Basada en las memorias de la protagonista femenina, la película rusa Leto narra lo que tal vez haya sido los albores del rock soviético, allá por comienzos de los 80. Albores y finales, teniendo en cuenta que en menos de una década ya no iba a haber más Unión Soviética. Poco y nada se sabe por estas pampas del rock de aquellas tundras. Lo que se ve aquí es un grupo de jóvenes ya no tan jóvenes –descubridores tardíos de sus mayores anglosajones ante el bloqueo oficial ante todo lo que fuera occidental– que hacen una música que oscila ente lo derivativo y lo no roquero. Como es el caso de uno de ellos, que tira para el lado de lo cantautoral. Si lo que se muestra es la escena del soviet rock de aquella época, debe decirse que esa escena está aún en pañales, dado que los komissar oficiales rondan por allí, vigilando letras, hábitos y conductas.

Filmada en un blanco y negro tan bonito como todos los blancos y negros del cine, presentada en Competencia Oficial de Cannes el año pasado y ubicada en Leningrado, es rara la película de Kirill Serebrennikov, en la medida en que no termina de decidirse entre el cuadro de época y el relato de un triángulo amoroso, quedando a mitad de camino (o más de la mitad) de ambos abordajes. Al comienzo está la pareja compuesta por Mike, que tiene cierto parecido a Adrián Dargelos (Roman Bilyk) y Natacha o Natalia (Irina Starshenbaum). Al frente de su grupo, el violero Mike  parecería ser una suerte de pequeña celebridad local. No extraña que se le arrimen tres jóvenes músicos amateurs, en busca de un padrinazgo. Uno de ellos, de rasgos asiáticos, es el cantautor Viktor (Teo Yoo), que parece tener arrastre entre las chicas. Incluida Natalia, que le pide permiso a Mike para “besarlo”. Mike se lo da. El permiso.
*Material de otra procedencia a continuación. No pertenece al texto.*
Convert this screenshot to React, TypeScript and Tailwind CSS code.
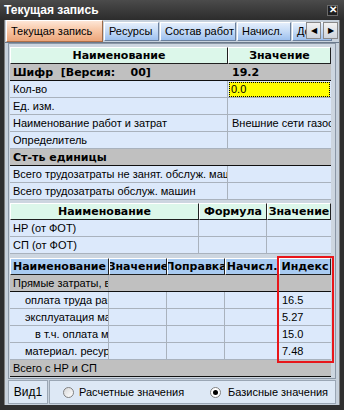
import React from 'react';

type Col = { w: number; label: string };

const grid1Rows: { name: string; value?: string; kind?: 'gray' | 'yellow' }[] = [
  { name: 'Шифр  [Версия:    00]', value: '19.2', kind: 'gray' },
  { name: 'Кол-во', value: '0.0', kind: 'yellow' },
  { name: 'Ед. изм.' },
  { name: 'Наименование работ и затрат', value: 'Внешние сети газоснабжения' },
  { name: 'Определитель' },
  { name: 'Ст-ть единицы', kind: 'gray' },
  { name: 'Всего трудозатраты не занят. обслуж. машин' },
  { name: 'Всего трудозатраты обслуж. машин' },
];

const grid3Cols: Col[] = [
  { w: 99, label: 'Наименование' },
  { w: 58, label: 'Значение' },
  { w: 58, label: 'Поправка' },
  { w: 54, label: 'Начисл.' },
  { w: 52, label: 'Индекс' },
];

const grid3Rows: { name: string; indent: number; index?: string; gray?: boolean }[] = [
  { name: 'Прямые затраты, всего', indent: 3, gray: true },
  { name: 'оплата труда рабочих', indent: 15, index: '16.5' },
  { name: 'эксплуатация машин', indent: 15, index: '5.27' },
  { name: 'в т.ч. оплата механизаторов', indent: 25, index: '15.0' },
  { name: 'материал. ресурсы', indent: 15, index: '7.48' },
  { name: 'Всего с НР и СП', indent: 3, gray: true },
];

function HeadCell({ w, children, blue }: { w: number; children: React.ReactNode; blue?: boolean }) {
  return (
    <div
      style={{ width: w }}
      className={`h-full shrink-0 flex items-center justify-center overflow-hidden whitespace-nowrap border-r border-b border-r-[#202020] border-b-[#202020] border-t border-l border-t-white border-l-white font-['DejaVu_Sans',sans-serif] font-bold text-[11px] ${blue ? 'bg-[#a9cbf1]' : 'bg-[#dcf7ea]'}`}
    >
      {children}
    </div>
  );
}

function TabBtn({ label, w }: { label: string; w: number }) {
  return (
    <div
      style={{ width: w }}
      className="h-[19px] mb-[1px] shrink-0 overflow-hidden whitespace-nowrap pl-[4px] flex items-center text-[11px] bg-gradient-to-b from-[#e4eefb] via-[#c4daf6] to-[#9dc0ee] border border-t-white border-l-white border-r-[#6a7f9c] border-b-[#6a7f9c]"
    >
      {label}
    </div>
  );
}

export default function App() {
  return (
    <div className="w-[344px] h-[410px] bg-[#2f2f2f] flex flex-col overflow-hidden text-black text-[11px] font-['Liberation_Sans',Arial,sans-serif] leading-none">
      {/* заголовок окна */}
      <div className="h-[20px] shrink-0 flex items-center justify-between pl-[4px] pr-[6px] bg-gradient-to-b from-[#4b4b4b] to-[#2c2c2c] text-white font-bold text-[12px]">
        <span>Текущая запись</span>
        <span className="w-[11px] h-[11px] flex items-center justify-center bg-[#1f1f1f] border border-[#6b6b6b] text-[10px] font-bold leading-none">✕</span>
      </div>

      <div className="flex-1 mx-[4px] mb-[5px] bg-[#c7d1dc] border-l border-r border-[#7d7d7d] flex flex-col">
        {/* вкладки */}
        <div className="relative h-[23px] shrink-0 flex items-end pl-[1px] gap-[1px] border-b border-[#6b7a8c] overflow-hidden">
          <div className="h-[22px] w-[97px] shrink-0 pl-[4px] flex items-center whitespace-nowrap text-[11px] bg-gradient-to-b from-[#fde6d6] via-[#f7c4a2] to-[#eba57a] border border-t-white border-l-white border-r-[#9a6a4a] border-b-[#b07048]">
            Текущая запись
          </div>
          <TabBtn label="Ресурсы" w={55} />
          <TabBtn label="Состав работ" w={76} />
          <TabBtn label="Начисл." w={54} />
          <TabBtn label="Доп." w={40} />
          <div className="absolute right-[1px] bottom-[3px] flex gap-[2px]">
            <div className="h-[17px] w-[15px] flex items-center justify-center bg-gradient-to-b from-[#f2f2f2] to-[#cfd5dd] border border-[#8a8a8a] text-[8px]">◀</div>
            <div className="h-[17px] w-[15px] flex items-center justify-center bg-gradient-to-b from-[#f2f2f2] to-[#cfd5dd] border border-[#8a8a8a] text-[8px]">▶</div>
          </div>
        </div>

        {/* содержимое */}
        <div className="mx-[3px] h-[336px] shrink-0 border border-[#8b97a6] bg-[#cdd6e0] pt-[3px] pl-[1px] pr-[5px] flex flex-col">
          {/* таблица 1 */}
          <div className="flex flex-col w-[321px]">
            <div className="h-[17px] flex">
              <HeadCell w={218}>Наименование</HeadCell>
              <HeadCell w={103}>Значение</HeadCell>
            </div>
            {grid1Rows.map((r) => (
              <div
                key={r.name}
                className={`h-[17px] flex border-b ${r.kind === 'gray' ? 'bg-[#c0c0c0] border-b-[#101010] font-bold text-[11px] font-["DejaVu_Sans",sans-serif]' : 'bg-[#dce9fb] border-b-[#a9b2bd]'}`}
              >
                <div className={`w-[218px] shrink-0 pl-[3px] flex items-center overflow-hidden whitespace-pre ${r.kind === 'gray' ? '' : 'border-r border-[#a9b2bd]'}`}>
                  {r.name}
                </div>
                <div className="w-[103px] shrink-0 flex items-center overflow-hidden whitespace-nowrap">
                  {r.kind === 'yellow' ? (
                    <div className="w-[101px] h-[15px] ml-[1px] bg-[#ffff00] border border-dotted border-black pl-[1px] flex items-center">{r.value}</div>
                  ) : (
                    <span className="pl-[4px]">{r.value}</span>
                  )}
                </div>
              </div>
            ))}
          </div>

          {/* таблица 2 */}
          <div className="flex flex-col w-[321px] mt-[3px]">
            <div className="h-[17px] flex">
              <HeadCell w={189}>Наименование</HeadCell>
              <HeadCell w={68}>Формула</HeadCell>
              <HeadCell w={64}>Значение</HeadCell>
            </div>
            {['НР (от ФОТ)', 'СП (от ФОТ)'].map((n) => (
              <div key={n} className="h-[17px] flex bg-[#dce9fb] border-b border-b-[#a9b2bd]">
                <div className="w-[189px] shrink-0 pl-[3px] flex items-center border-r border-[#a9b2bd]">{n}</div>
                <div className="w-[68px] shrink-0 border-r border-[#a9b2bd]" />
                <div className="w-[64px] shrink-0" />
              </div>
            ))}
          </div>

          {/* таблица 3 */}
          <div className="relative flex flex-col w-[321px] mt-[4px]">
            <div className="h-[17px] flex">
              {grid3Cols.map((c) => (
                <HeadCell key={c.label} w={c.w} blue>
                  {c.label}
                </HeadCell>
              ))}
            </div>
            {grid3Rows.map((r) => (
              <div
                key={r.name}
                className={`h-[17px] flex border-b ${r.gray ? 'bg-[#c0c0c0] border-b-[#101010]' : 'bg-[#dce9fb] border-b-[#a9b2bd]'}`}
              >
                <div
                  style={{ paddingLeft: r.indent }}
                  className={`w-[99px] shrink-0 flex items-center overflow-hidden whitespace-nowrap ${r.gray && r.name.startsWith('Всего') ? 'w-[200px]' : 'border-r border-[#a9b2bd]'}`}
                >
                  {r.name}
                </div>
                {!(r.gray && r.name.startsWith('Всего')) && (
                  <>
                    <div className={`w-[58px] shrink-0 ${r.gray ? '' : 'border-r border-[#a9b2bd]'}`} />
                    <div className={`w-[58px] shrink-0 ${r.gray ? '' : 'border-r border-[#a9b2bd]'}`} />
                    <div className={`w-[54px] shrink-0 ${r.gray ? '' : 'border-r border-[#a9b2bd]'}`} />
                    <div className="w-[52px] shrink-0 pl-[3px] flex items-center">{r.index}</div>
                  </>
                )}
              </div>
            ))}
            <div className="absolute left-[267px] top-[-2px] w-[57px] h-[107px] border-2 border-[#e8161a]" />
          </div>
        </div>

        {/* нижняя панель */}
        <div className="h-[24px] mt-[1px] mx-[3px] shrink-0 flex text-[11px] whitespace-nowrap">
          <div className="w-[40px] shrink-0 border border-[#9aa6b4] bg-[#dde8f5] flex items-center justify-center text-[12px]">Вид1</div>
          <div className="flex-1 min-w-0 ml-[1px] border border-[#9aa6b4] bg-[#dde8f5] flex items-center overflow-hidden">
            <span className="ml-[13px] shrink-0 w-[11px] h-[11px] rounded-full border border-[#808080] bg-gradient-to-br from-[#d8d8d8] to-white" />
            <span className="ml-[5px] shrink-0 w-[126px]">Расчетные значения</span>
            <span className="ml-[5px] shrink-0 w-[11px] h-[11px] rounded-full border border-[#808080] bg-white flex items-center justify-center">
              <span className="w-[5px] h-[5px] rounded-full bg-black" />
            </span>
            <span className="ml-[7px] shrink-0">Базисные значения</span>
          </div>
        </div>
      </div>
    </div>
  );
}
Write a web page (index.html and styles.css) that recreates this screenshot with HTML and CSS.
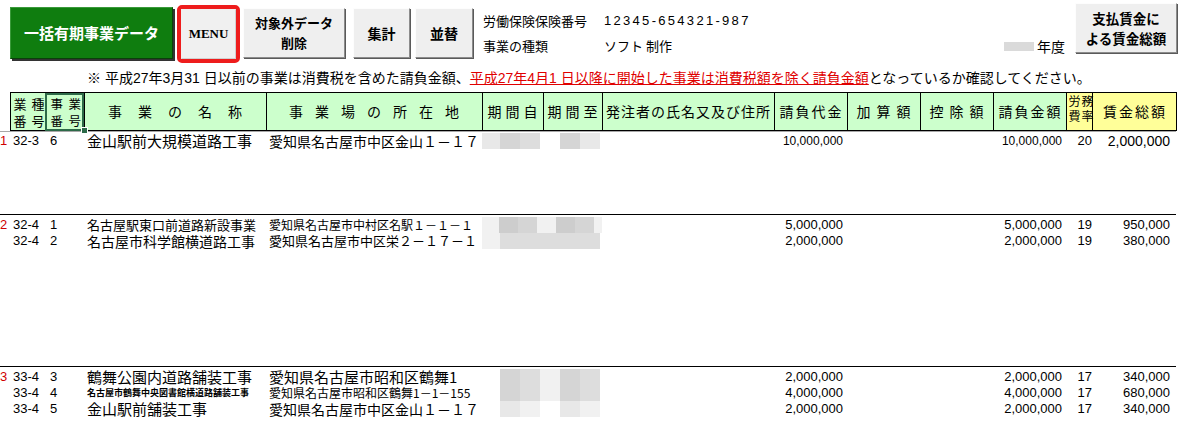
FILE: index.html
```html
<!DOCTYPE html>
<html lang="ja">
<head>
  <meta charset="UTF-8">
  <title>一括有期事業データ</title>
  <link rel="stylesheet" href="styles.css">
</head>
<body>
  <div class="toolbar">
    <button class="btn btn-green">一括有期事業データ</button>
    <div class="menu-frame"><button class="btn btn-menu">MENU</button></div>
    <button class="btn btn-wide">対象外データ<br>削除</button>
    <button class="btn btn-sum">集計</button>
    <button class="btn btn-sort">並替</button>
    <dl class="info">
      <dt>労働保険保険番号</dt><dd class="insurance-no">12345-654321-987</dd>
      <dt>事業の種類</dt><dd>ソフト 制作</dd>
    </dl>
    <div class="year"><span class="year-box"></span>年度</div>
    <button class="btn btn-total">支払賃金に<br>よる賃金総額</button>
  </div>

  <p class="note">※ 平成27年3月31 日以前の事業は消費税を含めた請負金額、<span class="warn">平成27年4月1 日以降に開始した事業は消費税額を除く請負金額</span>となっているか確認してください。</p>

  <table class="sheet">
    <colgroup>
      <col class="c-mark">
      <col class="c-code">
      <col class="c-no">
      <col class="c-name">
      <col class="c-addr">
      <col class="c-from">
      <col class="c-to">
      <col class="c-client">
      <col class="c-amount">
      <col class="c-amount">
      <col class="c-amount">
      <col class="c-amount">
      <col class="c-rate">
      <col class="c-wage">
    </colgroup>
    <thead>
      <tr>
        <th class="mark"></th>
        <th class="pair">業種<br>番号</th>
        <th class="pair current">事業<br>番号</th>
        <th class="spread-xl">事業の名称</th>
        <th class="spread-l">事業場の所在地</th>
        <th class="spread-p">期間自</th>
        <th class="spread-p">期間至</th>
        <th class="spread-xs">発注者の氏名又及び住所</th>
        <th class="spread-s">請負代金</th>
        <th class="spread-m">加算額</th>
        <th class="spread-m">控除額</th>
        <th class="spread-s">請負金額</th>
        <th class="pair rate yellow">労務<br>費率</th>
        <th class="spread-s yellow">賃金総額</th>
      </tr>
    </thead>

    <!-- 32-3 -->
    <tbody class="group">
      <tr class="first">
        <td class="mark">1</td>
        <td class="code">32-3</td>
        <td class="no">6</td>
        <td class="name t15">金山駅前大規模道路工事</td>
        <td class="addr t14">愛知県名古屋市中区金山１－１７</td>
        <td colspan="2"><div class="mosaic"><span class="s2"></span><span class="s4"></span><span class="s3"></span><span></span><span class="s4"></span><span class="s2"></span></div></td>
        <td></td>
        <td class="num n12">10,000,000</td>
        <td></td>
        <td></td>
        <td class="num n12">10,000,000</td>
        <td class="num rate-val">20</td>
        <td class="num wage n14">2,000,000</td>
      </tr>
      <tr class="gap gap-1"><td colspan="14"></td></tr>
    </tbody>

    <!-- 32-4 -->
    <tbody class="group">
      <tr class="first">
        <td class="mark">2</td>
        <td class="code">32-4</td>
        <td class="no">1</td>
        <td class="name t13">名古屋駅東口前道路新設事業</td>
        <td class="addr t12">愛知県名古屋市中村区名駅１－１－１</td>
        <td colspan="2"><div class="mosaic"><span class="s1"></span><span class="s5"></span><span class="s4"></span><span class="s1"></span><span class="s5"></span><span class="s4"></span><span class="s1 tail"></span></div></td>
        <td></td>
        <td class="num">5,000,000</td>
        <td></td>
        <td></td>
        <td class="num">5,000,000</td>
        <td class="num rate-val">19</td>
        <td class="num wage">950,000</td>
      </tr>
      <tr>
        <td class="mark"></td>
        <td class="code">32-4</td>
        <td class="no">2</td>
        <td class="name t14">名古屋市科学館横道路工事</td>
        <td class="addr t13">愛知県名古屋市中区栄２－１７－１</td>
        <td colspan="2"><div class="mosaic"><span class="s1"></span><span class="s3"></span><span class="s3"></span><span class="s3"></span><span class="s3"></span><span class="s3"></span></div></td>
        <td></td>
        <td class="num">2,000,000</td>
        <td></td>
        <td></td>
        <td class="num">2,000,000</td>
        <td class="num rate-val">19</td>
        <td class="num wage">380,000</td>
      </tr>
      <tr class="gap gap-2"><td colspan="14"></td></tr>
    </tbody>

    <!-- 33-4 -->
    <tbody class="group">
      <tr class="first">
        <td class="mark">3</td>
        <td class="code">33-4</td>
        <td class="no">3</td>
        <td class="name t15">鶴舞公園内道路舗装工事</td>
        <td class="addr t15">愛知県名古屋市昭和区鶴舞1</td>
        <td colspan="2"><div class="mosaic"><span></span><span class="s4"></span><span class="s3"></span><span class="s1"></span><span class="s4"></span><span class="s3"></span></div></td>
        <td></td>
        <td class="num">2,000,000</td>
        <td></td>
        <td></td>
        <td class="num">2,000,000</td>
        <td class="num rate-val">17</td>
        <td class="num wage">340,000</td>
      </tr>
      <tr>
        <td class="mark"></td>
        <td class="code">33-4</td>
        <td class="no">4</td>
        <td class="name t9">名古屋市鶴舞中央図書館横道路舗装工事</td>
        <td class="addr t12">愛知県名古屋市昭和区鶴舞1－1－155</td>
        <td colspan="2"><div class="mosaic"><span></span><span class="s4"></span><span class="s3"></span><span class="s1"></span><span class="s4"></span><span class="s3"></span></div></td>
        <td></td>
        <td class="num">4,000,000</td>
        <td></td>
        <td></td>
        <td class="num">4,000,000</td>
        <td class="num rate-val">17</td>
        <td class="num wage">680,000</td>
      </tr>
      <tr>
        <td class="mark"></td>
        <td class="code">33-4</td>
        <td class="no">5</td>
        <td class="name t15">金山駅前舗装工事</td>
        <td class="addr t14">愛知県名古屋市中区金山１－１７</td>
        <td colspan="2"><div class="mosaic"><span></span><span class="s2"></span><span class="s1"></span><span></span><span class="s2"></span><span class="s1"></span></div></td>
        <td></td>
        <td class="num">2,000,000</td>
        <td></td>
        <td></td>
        <td class="num">2,000,000</td>
        <td class="num rate-val">17</td>
        <td class="num wage">340,000</td>
      </tr>
    </tbody>
  </table>
</body>
</html>
```

FILE: styles.css
```css
/* 一括有期事業 一覧シート */
body {
  margin: 0;
  font-family: "Liberation Sans", "Noto Sans CJK JP", sans-serif;
  font-size: 13px;
  color: #000;
  background: #fff;
  overflow: hidden;
}

/* 上部ボタン列 */
.toolbar {
  display: flex;
  align-items: flex-start;
  height: 70px;
  padding-right: 5px;
}

.btn {
  box-sizing: border-box;
  margin: 8px 0 0;
  padding: 0;
  height: 50px;
  font-family: "Noto Sans CJK JP", sans-serif;
  font-size: 14px;
  font-weight: bold;
  line-height: 20px;
  color: #000;
  background: #efefef;
  border: 1px solid;
  border-color: #fdfdfd #8c8c8c #8c8c8c #fdfdfd;
  box-shadow: 1px 1px 0 #5a5a5a;
}

.btn-green {
  margin: 7px 0 0 10px;
  width: 163px;
  height: 52px;
  font-size: 15px;
  color: #fff;
  background: #0f7d0f;
  border-color: #3a9a3a #0a400a #0a400a #3a9a3a;
  box-shadow: 2px 2px 0 #333;
}

.menu-frame {
  box-sizing: border-box;
  display: flex;
  margin: 5px 0 0 4px;
  width: 63px;
  height: 58px;
  border: 4px solid #ee1c1c;
  border-radius: 5px;
}

.btn-menu {
  flex: 1;
  margin: 0;
  height: auto;
  font-family: "Liberation Serif", serif;
  font-size: 13px;
  background: #f0f0f0;
  border-color: #f0f0f0 #d0d0d0 #d0d0d0 #f0f0f0;
  box-shadow: none;
}

.btn-wide {
  margin-left: 3px;
  width: 102px;
  font-size: 13px;
}

.btn-sum {
  margin-left: 8px;
  width: 57px;
}

.btn-sort {
  margin-left: 5px;
  width: 58px;
}

.btn-total {
  margin: 3px 0 0 10px;
  width: 102px;
  font-size: 13.5px;
}

.info {
  display: grid;
  grid-template-columns: 121px auto;
  margin: 8px 0 0 10px;
  font-family: "Noto Sans CJK JP", sans-serif;
  font-size: 13px;
  line-height: 25px;
}

.info dt,
.info dd {
  margin: 0;
}

.insurance-no {
  font-family: "Liberation Sans", sans-serif;
  letter-spacing: 2.3px;
}

.year {
  display: flex;
  align-items: center;
  margin: 38px 0 0 auto;
  font-family: "Noto Sans CJK JP", sans-serif;
  font-size: 14px;
  line-height: 16px;
}

.year-box {
  width: 30px;
  height: 9px;
  margin-right: 3px;
  background: #dadada;
}

/* 注意書き */
.note {
  margin: 0 0 6px;
  padding-left: 87px;
  font-size: 14px;
  line-height: 16px;
  white-space: nowrap;
}

.warn {
  color: #e00000;
  text-decoration: underline;
}

/* 一覧表 */
.sheet {
  border-collapse: collapse;
  table-layout: fixed;
  width: 1176px;
}

.c-mark { width: 10px; }
.c-code { width: 35px; }
.c-no { width: 39px; }
.c-name { width: 182px; }
.c-addr { width: 216px; }
.c-from { width: 61px; }
.c-to { width: 59px; }
.c-client { width: 172px; }
.c-amount { width: 73px; }
.c-rate { width: 26px; }
.c-wage { width: 84px; }

.sheet th {
  height: 37px;
  padding: 0;
  border: 1px solid #000;
  background: #ccffcc;
  font-family: "Noto Sans CJK JP", sans-serif;
  font-size: 14px;
  font-weight: normal;
  line-height: 17px;
  white-space: nowrap;
}

.sheet th.mark {
  border: none;
  background: none;
}

.sheet th.yellow {
  background: #ffff99;
}

/* 二段組みの見出し */
.sheet th.pair {
  padding-left: 3px;
  text-align: left;
  font-size: 13px;
  letter-spacing: 5px;
}

.sheet th.pair.current {
  padding-left: 5px;
  font-size: 12.5px;
  letter-spacing: 5.5px;
}

.sheet th.pair.rate {
  padding-left: 2px;
  vertical-align: top;
  font-size: 12px;
  line-height: 15px;
  letter-spacing: 1px;
}

/* 選択中のセル */
.current {
  position: relative;
  outline: 2px solid #2d6a48;
  outline-offset: -2px;
}

.current::after {
  content: "";
  position: absolute;
  right: -4px;
  bottom: -4px;
  width: 5px;
  height: 5px;
  background: #2d6a48;
  border: 1px solid #fff;
}

.spread-xl { letter-spacing: 16px; text-indent: 16px; }
.spread-l { letter-spacing: 12px; text-indent: 12px; }
.spread-m { letter-spacing: 6px; text-indent: 6px; }
.spread-p { letter-spacing: 4px; text-indent: 4px; }
.spread-s { letter-spacing: 2px; text-indent: 2px; }
.spread-xs { letter-spacing: 1px; text-indent: 1px; }

.sheet td {
  height: 16px;
  padding: 0;
  line-height: 16px;
  white-space: nowrap;
  vertical-align: top;
}

.sheet tbody:first-of-type .first td {
  box-shadow: inset 0 1px #a8a8a8;
}

.group + .group .first td {
  border-top: 1px solid #000;
}

.first td {
  padding-top: 2px;
}

.sheet td.mark {
  color: #d00000;
}

.code {
  padding-left: 3px !important;
}

.no {
  padding-left: 5px !important;
}

.name,
.addr {
  padding-left: 3px !important;
  font-family: "Noto Sans CJK JP", sans-serif;
}

.t9 { font-size: 9px; font-weight: bold; }
.t12 { font-size: 12px; }
.t13 { font-size: 13px; }
.t14 { font-size: 14px; }
.t15 { font-size: 15px; }

.num {
  text-align: right;
  padding-right: 4px !important;
}

.n12 { font-size: 12px; }
.n14 { font-size: 14px; }

.rate-val {
  padding-right: 0 !important;
}

.num.wage {
  padding-right: 6px !important;
}

/* ぼかし済みの期間 */
.mosaic {
  display: flex;
  height: 16px;
}

.mosaic span {
  width: 20px;
}

.mosaic span:first-child {
  width: 18px;
}

.mosaic .tail { width: 8px; }
.s1 { background: #f1f1f1; }
.s2 { background: #e8e8e8; }
.s3 { background: #dddddd; }
.s4 { background: #d5d5d5; }
.s5 { background: #cdcdcd; }

.gap-1 td { height: 65px; }
.gap-2 td { height: 117px; }
```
Uno espera que constituido ese triángulo surjan celos, rivalidades, dudas, deseos de posesión, veneno en la piel. Nada. Así como se armó, esa figura geométrica se desarma, sin que ni una cosa ni la otra generen ningún drama. Uno espera también que se narre aunque sea parte de la carrera de ambos grupos. Tampoco. Peor todavía: sobre el final el realizador inscribe, junto a los primeros planos de Mike y Viktor, sus fechas de nacimiento y muerte. Ambos mueren jóvenes. Uno de ellos, por lo visto, a la clásica edad de 27 años. Surge la pregunta: ¿de qué murieron? ¿Sobredosis, represión oficial, consumo excesivo de vodka? Nada. Tampoco es que el espectador vaya a lamentar mucho ni las muertes ni la falta de información al respecto, ya que los personajes son aquí poco menos que muñequitxs en un diorama. 

Serebrennikov incurre en algunos planos secuencia, amaga en algún momento con generar algún caos en el plano, a la manera de su compatriota Aleksei Guerman (pero se arrepiente) y como para que quede claro que está filmando una película “joven” fusiona clips musicales con la acción. Lo cual no está mal, pero tampoco es ningún descubrimiento. Salvo quizá para el público ruso, que en la película asiste a los conciertos prolijamente sentadito, como si estuvieran asistiendo a una representación de Ruslán y Liudmila.